**COLLECTED MATERIAL**
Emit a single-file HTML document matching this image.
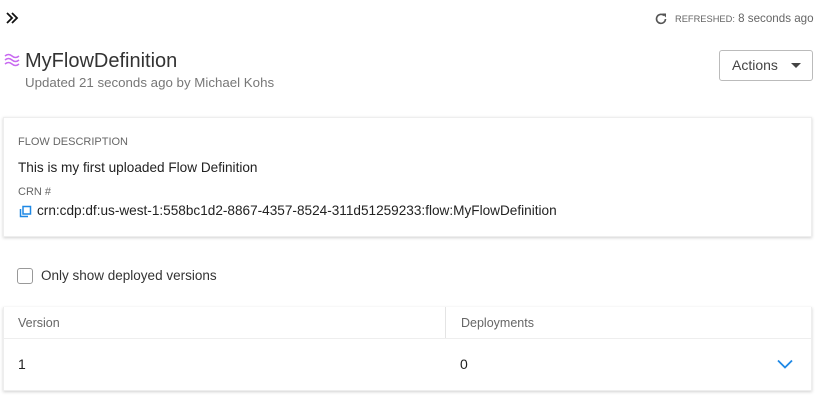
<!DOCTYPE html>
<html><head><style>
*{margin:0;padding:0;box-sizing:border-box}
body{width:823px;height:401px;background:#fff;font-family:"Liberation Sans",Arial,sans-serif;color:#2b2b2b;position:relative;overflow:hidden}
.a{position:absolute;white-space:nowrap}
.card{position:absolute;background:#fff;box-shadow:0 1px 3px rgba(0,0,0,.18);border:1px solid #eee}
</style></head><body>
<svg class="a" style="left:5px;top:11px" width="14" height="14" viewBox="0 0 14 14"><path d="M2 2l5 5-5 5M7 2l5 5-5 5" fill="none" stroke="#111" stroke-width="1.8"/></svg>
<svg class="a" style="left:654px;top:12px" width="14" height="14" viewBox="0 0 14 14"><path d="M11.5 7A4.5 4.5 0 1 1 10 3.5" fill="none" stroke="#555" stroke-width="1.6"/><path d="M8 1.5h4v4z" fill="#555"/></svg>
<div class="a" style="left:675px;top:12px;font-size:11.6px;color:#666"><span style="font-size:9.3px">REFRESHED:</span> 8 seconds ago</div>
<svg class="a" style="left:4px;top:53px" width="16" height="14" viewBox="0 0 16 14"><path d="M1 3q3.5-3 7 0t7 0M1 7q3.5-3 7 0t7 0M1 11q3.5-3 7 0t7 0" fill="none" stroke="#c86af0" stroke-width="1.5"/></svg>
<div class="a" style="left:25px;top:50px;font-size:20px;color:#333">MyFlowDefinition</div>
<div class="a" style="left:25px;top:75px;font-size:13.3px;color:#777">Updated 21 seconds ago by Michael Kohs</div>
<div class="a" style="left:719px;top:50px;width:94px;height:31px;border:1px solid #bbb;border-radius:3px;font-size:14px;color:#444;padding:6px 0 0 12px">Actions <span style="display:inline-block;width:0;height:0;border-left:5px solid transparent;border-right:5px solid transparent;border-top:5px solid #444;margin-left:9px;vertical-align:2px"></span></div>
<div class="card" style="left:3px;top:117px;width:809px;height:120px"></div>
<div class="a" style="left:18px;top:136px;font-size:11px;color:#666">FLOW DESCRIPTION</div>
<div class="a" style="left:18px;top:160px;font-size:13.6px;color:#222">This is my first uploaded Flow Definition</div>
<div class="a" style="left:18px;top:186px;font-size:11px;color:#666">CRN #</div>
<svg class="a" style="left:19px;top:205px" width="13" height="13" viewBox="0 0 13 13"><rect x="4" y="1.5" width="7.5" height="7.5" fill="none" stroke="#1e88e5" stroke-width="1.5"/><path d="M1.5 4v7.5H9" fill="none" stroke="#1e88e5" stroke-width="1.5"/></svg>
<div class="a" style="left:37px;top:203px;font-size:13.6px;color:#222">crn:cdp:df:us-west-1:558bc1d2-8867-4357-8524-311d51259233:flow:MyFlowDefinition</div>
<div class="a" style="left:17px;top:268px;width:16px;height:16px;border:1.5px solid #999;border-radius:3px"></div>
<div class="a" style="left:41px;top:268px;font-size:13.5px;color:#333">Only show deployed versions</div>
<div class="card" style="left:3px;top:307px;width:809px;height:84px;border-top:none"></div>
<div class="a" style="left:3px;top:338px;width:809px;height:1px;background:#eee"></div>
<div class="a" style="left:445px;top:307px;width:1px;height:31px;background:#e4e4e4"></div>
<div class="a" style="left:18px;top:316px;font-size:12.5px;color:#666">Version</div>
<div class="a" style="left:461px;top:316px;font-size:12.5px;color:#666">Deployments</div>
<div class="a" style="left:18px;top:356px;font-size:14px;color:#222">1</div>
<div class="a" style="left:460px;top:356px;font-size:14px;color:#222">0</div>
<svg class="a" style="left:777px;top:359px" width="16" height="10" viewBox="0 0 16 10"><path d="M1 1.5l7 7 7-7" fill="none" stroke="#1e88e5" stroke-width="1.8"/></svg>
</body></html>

**WHAT TO WORK ON**
Write out the full listing verbatim, excluding its pictures.

**SOLVED EXERCISE**
Emit a single-file HTML document matching this image.
<!DOCTYPE html>
<html><head><style>
*{margin:0;padding:0;box-sizing:border-box}
body{width:823px;height:401px;background:#fff;font-family:"Liberation Sans",Arial,sans-serif;color:#2b2b2b;position:relative;overflow:hidden}
.a{position:absolute;white-space:nowrap}
.card{position:absolute;background:#fff;box-shadow:0 1px 3px rgba(0,0,0,.18);border:1px solid #eee}
</style></head><body>
<svg class="a" style="left:5px;top:11px" width="14" height="14" viewBox="0 0 14 14"><path d="M2 2l5 5-5 5M7 2l5 5-5 5" fill="none" stroke="#111" stroke-width="1.8"/></svg>
<svg class="a" style="left:654px;top:12px" width="14" height="14" viewBox="0 0 14 14"><path d="M11.5 7A4.5 4.5 0 1 1 10 3.5" fill="none" stroke="#555" stroke-width="1.6"/><path d="M8 1.5h4v4z" fill="#555"/></svg>
<div class="a" style="left:675px;top:12px;font-size:11.6px;color:#666"><span style="font-size:9.3px">REFRESHED:</span> 8 seconds ago</div>
<svg class="a" style="left:4px;top:53px" width="16" height="14" viewBox="0 0 16 14"><path d="M1 3q3.5-3 7 0t7 0M1 7q3.5-3 7 0t7 0M1 11q3.5-3 7 0t7 0" fill="none" stroke="#c86af0" stroke-width="1.5"/></svg>
<div class="a" style="left:25px;top:50px;font-size:20px;color:#333">MyFlowDefinition</div>
<div class="a" style="left:25px;top:75px;font-size:13.3px;color:#777">Updated 21 seconds ago by Michael Kohs</div>
<div class="a" style="left:719px;top:50px;width:94px;height:31px;border:1px solid #bbb;border-radius:3px;font-size:14px;color:#444;padding:6px 0 0 12px">Actions <span style="display:inline-block;width:0;height:0;border-left:5px solid transparent;border-right:5px solid transparent;border-top:5px solid #444;margin-left:9px;vertical-align:2px"></span></div>
<div class="card" style="left:3px;top:117px;width:809px;height:120px"></div>
<div class="a" style="left:18px;top:136px;font-size:11px;color:#666">FLOW DESCRIPTION</div>
<div class="a" style="left:18px;top:160px;font-size:13.6px;color:#222">This is my first uploaded Flow Definition</div>
<div class="a" style="left:18px;top:186px;font-size:11px;color:#666">CRN #</div>
<svg class="a" style="left:19px;top:205px" width="13" height="13" viewBox="0 0 13 13"><rect x="4" y="1.5" width="7.5" height="7.5" fill="none" stroke="#1e88e5" stroke-width="1.5"/><path d="M1.5 4v7.5H9" fill="none" stroke="#1e88e5" stroke-width="1.5"/></svg>
<div class="a" style="left:37px;top:203px;font-size:13.6px;color:#222">crn:cdp:df:us-west-1:558bc1d2-8867-4357-8524-311d51259233:flow:MyFlowDefinition</div>
<div class="a" style="left:17px;top:268px;width:16px;height:16px;border:1.5px solid #999;border-radius:3px"></div>
<div class="a" style="left:41px;top:268px;font-size:13.5px;color:#333">Only show deployed versions</div>
<div class="card" style="left:3px;top:307px;width:809px;height:84px;border-top:none"></div>
<div class="a" style="left:3px;top:338px;width:809px;height:1px;background:#eee"></div>
<div class="a" style="left:445px;top:307px;width:1px;height:31px;background:#e4e4e4"></div>
<div class="a" style="left:18px;top:316px;font-size:12.5px;color:#666">Version</div>
<div class="a" style="left:461px;top:316px;font-size:12.5px;color:#666">Deployments</div>
<div class="a" style="left:18px;top:356px;font-size:14px;color:#222">1</div>
<div class="a" style="left:460px;top:356px;font-size:14px;color:#222">0</div>
<svg class="a" style="left:777px;top:359px" width="16" height="10" viewBox="0 0 16 10"><path d="M1 1.5l7 7 7-7" fill="none" stroke="#1e88e5" stroke-width="1.8"/></svg>
</body></html>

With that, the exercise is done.